◆ **OBJECTIVE**: State only how many lines below include the string "styled".

-------- EXCERPTED RECORDS

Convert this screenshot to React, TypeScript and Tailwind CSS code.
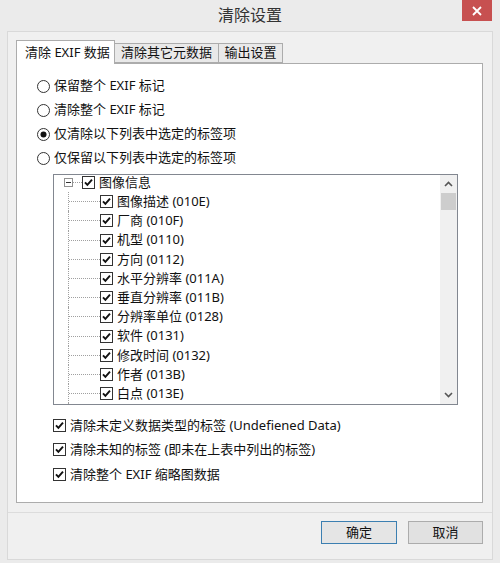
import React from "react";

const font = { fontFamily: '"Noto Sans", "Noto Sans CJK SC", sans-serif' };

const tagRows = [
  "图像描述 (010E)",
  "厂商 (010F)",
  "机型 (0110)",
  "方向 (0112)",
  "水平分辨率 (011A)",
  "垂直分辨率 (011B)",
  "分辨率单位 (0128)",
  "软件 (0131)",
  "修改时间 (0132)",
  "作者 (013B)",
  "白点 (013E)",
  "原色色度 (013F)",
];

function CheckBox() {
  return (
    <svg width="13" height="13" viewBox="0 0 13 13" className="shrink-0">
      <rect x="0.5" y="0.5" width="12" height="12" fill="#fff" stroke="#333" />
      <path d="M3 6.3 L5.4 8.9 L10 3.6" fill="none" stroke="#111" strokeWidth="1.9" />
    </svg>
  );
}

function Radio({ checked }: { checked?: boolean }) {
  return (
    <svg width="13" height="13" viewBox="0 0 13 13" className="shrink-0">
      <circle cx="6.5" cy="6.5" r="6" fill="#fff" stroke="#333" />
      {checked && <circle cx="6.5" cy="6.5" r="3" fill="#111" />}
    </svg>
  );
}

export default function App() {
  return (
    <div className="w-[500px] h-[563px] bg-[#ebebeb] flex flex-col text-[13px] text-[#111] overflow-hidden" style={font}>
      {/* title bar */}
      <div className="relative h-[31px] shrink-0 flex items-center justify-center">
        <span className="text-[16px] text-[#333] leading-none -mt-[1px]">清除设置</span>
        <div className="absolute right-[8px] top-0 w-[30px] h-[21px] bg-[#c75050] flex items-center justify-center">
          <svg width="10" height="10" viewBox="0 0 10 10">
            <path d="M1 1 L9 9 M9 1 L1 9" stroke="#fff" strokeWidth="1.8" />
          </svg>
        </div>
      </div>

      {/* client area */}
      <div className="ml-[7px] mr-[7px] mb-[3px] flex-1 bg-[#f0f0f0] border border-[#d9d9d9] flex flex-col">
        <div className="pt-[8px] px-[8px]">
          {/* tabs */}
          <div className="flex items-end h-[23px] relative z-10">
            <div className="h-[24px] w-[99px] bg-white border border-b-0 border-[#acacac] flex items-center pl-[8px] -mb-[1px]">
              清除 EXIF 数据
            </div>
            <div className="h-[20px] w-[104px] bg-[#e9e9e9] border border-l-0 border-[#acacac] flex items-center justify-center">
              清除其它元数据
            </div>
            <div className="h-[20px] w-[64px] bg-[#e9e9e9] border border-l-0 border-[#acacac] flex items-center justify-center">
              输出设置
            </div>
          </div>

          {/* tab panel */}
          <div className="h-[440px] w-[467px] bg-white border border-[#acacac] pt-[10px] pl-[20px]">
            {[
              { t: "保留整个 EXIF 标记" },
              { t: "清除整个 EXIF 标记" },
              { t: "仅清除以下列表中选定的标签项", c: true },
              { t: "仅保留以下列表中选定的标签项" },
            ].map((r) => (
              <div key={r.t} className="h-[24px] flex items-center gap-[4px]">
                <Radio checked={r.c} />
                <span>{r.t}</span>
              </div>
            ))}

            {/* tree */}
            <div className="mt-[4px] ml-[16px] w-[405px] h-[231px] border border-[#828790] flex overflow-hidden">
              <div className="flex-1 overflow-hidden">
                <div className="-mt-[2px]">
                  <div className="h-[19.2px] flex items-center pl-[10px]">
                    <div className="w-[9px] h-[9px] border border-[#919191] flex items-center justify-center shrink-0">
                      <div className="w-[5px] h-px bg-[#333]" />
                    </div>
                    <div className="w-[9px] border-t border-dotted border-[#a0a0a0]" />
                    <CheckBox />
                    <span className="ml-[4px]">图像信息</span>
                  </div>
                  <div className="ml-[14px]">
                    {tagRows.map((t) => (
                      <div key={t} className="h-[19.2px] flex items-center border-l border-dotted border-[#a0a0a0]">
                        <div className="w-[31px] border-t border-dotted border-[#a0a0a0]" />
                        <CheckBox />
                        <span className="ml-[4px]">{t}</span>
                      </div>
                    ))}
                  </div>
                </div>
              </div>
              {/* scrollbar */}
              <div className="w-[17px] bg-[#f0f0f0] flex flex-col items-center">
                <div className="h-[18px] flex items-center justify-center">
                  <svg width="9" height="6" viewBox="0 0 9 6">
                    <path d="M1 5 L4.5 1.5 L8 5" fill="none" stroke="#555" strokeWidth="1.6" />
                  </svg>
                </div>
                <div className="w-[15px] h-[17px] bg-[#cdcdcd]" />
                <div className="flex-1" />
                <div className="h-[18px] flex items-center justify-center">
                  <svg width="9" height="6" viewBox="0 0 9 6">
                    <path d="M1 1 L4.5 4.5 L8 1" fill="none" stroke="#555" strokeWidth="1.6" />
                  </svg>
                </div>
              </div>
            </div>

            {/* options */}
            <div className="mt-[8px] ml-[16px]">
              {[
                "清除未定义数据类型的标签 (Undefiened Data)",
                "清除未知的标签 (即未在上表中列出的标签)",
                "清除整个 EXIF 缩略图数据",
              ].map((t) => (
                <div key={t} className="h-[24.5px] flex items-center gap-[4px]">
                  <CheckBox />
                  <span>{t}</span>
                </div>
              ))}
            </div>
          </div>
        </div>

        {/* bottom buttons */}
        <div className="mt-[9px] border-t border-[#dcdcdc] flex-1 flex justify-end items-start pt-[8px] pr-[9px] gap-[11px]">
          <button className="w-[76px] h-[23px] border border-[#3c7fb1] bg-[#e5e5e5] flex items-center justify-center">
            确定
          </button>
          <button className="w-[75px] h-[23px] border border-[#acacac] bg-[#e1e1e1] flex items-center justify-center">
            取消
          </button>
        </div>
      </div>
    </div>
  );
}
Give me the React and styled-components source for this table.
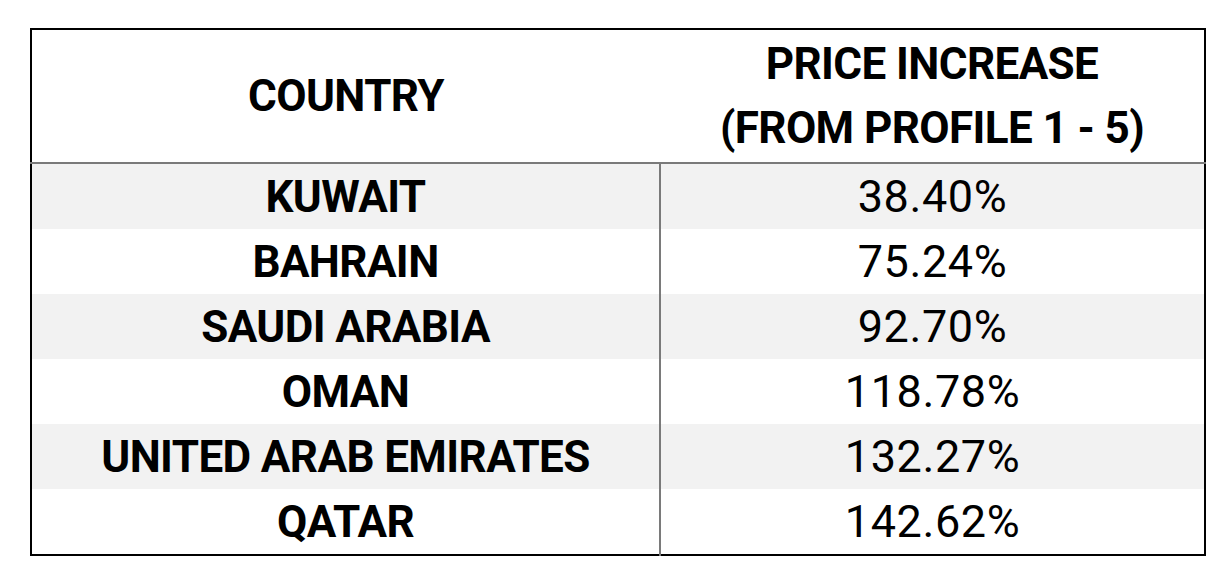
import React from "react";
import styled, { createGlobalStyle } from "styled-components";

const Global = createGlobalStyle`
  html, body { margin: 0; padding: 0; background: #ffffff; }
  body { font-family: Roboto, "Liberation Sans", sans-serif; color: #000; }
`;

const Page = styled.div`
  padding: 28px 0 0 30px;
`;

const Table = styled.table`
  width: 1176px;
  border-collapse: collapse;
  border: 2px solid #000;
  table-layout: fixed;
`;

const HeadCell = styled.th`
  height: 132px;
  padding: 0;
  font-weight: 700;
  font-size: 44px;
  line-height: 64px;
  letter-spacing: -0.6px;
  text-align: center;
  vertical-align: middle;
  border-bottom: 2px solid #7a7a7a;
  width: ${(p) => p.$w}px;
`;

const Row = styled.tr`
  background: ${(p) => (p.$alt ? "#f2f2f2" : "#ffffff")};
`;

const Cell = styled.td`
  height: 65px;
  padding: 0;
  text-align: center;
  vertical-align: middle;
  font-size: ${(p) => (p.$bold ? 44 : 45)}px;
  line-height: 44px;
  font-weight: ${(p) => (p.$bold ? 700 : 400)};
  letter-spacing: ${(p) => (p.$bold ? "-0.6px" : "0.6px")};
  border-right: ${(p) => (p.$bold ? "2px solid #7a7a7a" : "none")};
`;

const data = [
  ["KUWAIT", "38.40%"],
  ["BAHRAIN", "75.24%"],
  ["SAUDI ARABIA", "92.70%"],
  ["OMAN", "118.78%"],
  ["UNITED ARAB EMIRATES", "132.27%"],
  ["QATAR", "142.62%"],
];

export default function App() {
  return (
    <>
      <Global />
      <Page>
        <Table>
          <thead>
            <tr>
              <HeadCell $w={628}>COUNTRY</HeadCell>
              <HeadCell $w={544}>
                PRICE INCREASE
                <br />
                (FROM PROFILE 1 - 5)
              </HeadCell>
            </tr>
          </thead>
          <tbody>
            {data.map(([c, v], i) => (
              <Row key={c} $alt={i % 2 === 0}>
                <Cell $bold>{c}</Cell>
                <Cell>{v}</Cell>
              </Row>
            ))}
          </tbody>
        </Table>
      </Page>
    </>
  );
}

----------------

◆ **OUTPUT OF THE TASK**: 7